Aim of the task:
How many lines of the data include the string "styles"? State the number and nothing else.

Data excerpt:

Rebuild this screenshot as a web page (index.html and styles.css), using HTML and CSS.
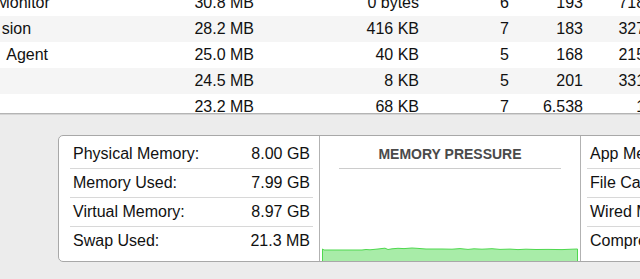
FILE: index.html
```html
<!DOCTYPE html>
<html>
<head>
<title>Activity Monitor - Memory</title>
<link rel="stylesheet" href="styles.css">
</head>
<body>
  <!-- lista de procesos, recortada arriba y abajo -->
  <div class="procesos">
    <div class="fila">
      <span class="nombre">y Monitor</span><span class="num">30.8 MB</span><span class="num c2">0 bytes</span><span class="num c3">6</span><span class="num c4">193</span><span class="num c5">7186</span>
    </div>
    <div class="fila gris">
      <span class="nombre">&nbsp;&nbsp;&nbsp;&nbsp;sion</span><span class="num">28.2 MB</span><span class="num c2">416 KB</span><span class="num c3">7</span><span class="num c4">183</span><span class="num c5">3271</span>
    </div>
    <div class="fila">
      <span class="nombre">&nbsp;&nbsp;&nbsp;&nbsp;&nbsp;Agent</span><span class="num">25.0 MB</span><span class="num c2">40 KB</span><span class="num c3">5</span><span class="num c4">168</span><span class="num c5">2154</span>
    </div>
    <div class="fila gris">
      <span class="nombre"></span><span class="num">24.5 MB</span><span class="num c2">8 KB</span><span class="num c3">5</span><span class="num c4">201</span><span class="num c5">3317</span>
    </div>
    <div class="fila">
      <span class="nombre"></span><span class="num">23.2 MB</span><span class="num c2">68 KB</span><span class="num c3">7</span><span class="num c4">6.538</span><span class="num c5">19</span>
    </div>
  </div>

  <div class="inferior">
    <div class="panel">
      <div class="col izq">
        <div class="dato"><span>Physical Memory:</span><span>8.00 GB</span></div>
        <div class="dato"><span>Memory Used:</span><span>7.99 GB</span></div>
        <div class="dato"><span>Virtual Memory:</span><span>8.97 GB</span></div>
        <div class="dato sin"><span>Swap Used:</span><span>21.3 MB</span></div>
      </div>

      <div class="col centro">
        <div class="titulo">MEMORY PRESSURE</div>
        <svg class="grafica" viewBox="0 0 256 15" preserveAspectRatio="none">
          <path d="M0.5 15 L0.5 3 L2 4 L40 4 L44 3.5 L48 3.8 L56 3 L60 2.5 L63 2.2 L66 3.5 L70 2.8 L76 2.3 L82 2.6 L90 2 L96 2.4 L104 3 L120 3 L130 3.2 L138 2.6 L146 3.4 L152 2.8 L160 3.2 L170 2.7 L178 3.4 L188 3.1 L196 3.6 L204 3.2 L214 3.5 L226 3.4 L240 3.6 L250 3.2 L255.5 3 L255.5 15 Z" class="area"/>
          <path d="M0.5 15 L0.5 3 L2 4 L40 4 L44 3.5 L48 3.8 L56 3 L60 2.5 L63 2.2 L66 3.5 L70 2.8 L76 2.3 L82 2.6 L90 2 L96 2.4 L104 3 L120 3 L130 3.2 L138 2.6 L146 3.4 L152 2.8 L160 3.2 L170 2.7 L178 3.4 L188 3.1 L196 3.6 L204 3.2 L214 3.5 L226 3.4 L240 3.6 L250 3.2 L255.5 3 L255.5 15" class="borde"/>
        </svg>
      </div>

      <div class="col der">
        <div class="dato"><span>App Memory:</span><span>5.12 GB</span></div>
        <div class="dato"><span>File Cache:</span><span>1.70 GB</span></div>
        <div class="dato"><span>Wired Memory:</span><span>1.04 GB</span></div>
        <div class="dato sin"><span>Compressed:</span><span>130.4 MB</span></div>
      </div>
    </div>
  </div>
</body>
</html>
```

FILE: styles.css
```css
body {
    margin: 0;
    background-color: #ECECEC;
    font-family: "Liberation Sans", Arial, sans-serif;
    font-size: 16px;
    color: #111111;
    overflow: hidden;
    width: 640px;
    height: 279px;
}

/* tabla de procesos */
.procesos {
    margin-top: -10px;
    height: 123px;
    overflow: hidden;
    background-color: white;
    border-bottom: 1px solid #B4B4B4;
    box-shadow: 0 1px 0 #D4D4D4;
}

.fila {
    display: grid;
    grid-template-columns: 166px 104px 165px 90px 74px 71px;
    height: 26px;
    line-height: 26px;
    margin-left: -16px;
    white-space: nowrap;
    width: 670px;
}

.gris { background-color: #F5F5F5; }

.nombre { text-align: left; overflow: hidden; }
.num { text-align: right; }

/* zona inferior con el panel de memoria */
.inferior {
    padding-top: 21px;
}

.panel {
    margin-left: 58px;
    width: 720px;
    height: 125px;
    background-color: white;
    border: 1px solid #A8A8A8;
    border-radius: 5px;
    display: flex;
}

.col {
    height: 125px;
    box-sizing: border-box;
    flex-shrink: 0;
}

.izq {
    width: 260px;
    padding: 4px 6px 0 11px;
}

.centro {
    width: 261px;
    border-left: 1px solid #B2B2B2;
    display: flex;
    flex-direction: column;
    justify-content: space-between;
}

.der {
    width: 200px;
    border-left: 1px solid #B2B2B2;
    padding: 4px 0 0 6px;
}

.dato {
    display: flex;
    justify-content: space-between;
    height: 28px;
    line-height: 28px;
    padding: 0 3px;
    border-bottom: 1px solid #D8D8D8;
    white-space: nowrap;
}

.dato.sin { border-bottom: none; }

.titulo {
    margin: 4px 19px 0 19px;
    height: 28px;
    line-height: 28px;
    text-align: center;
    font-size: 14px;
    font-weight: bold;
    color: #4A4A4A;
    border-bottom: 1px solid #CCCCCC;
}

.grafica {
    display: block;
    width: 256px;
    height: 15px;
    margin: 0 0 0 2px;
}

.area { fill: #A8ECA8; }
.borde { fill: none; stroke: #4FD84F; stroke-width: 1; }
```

In response:
3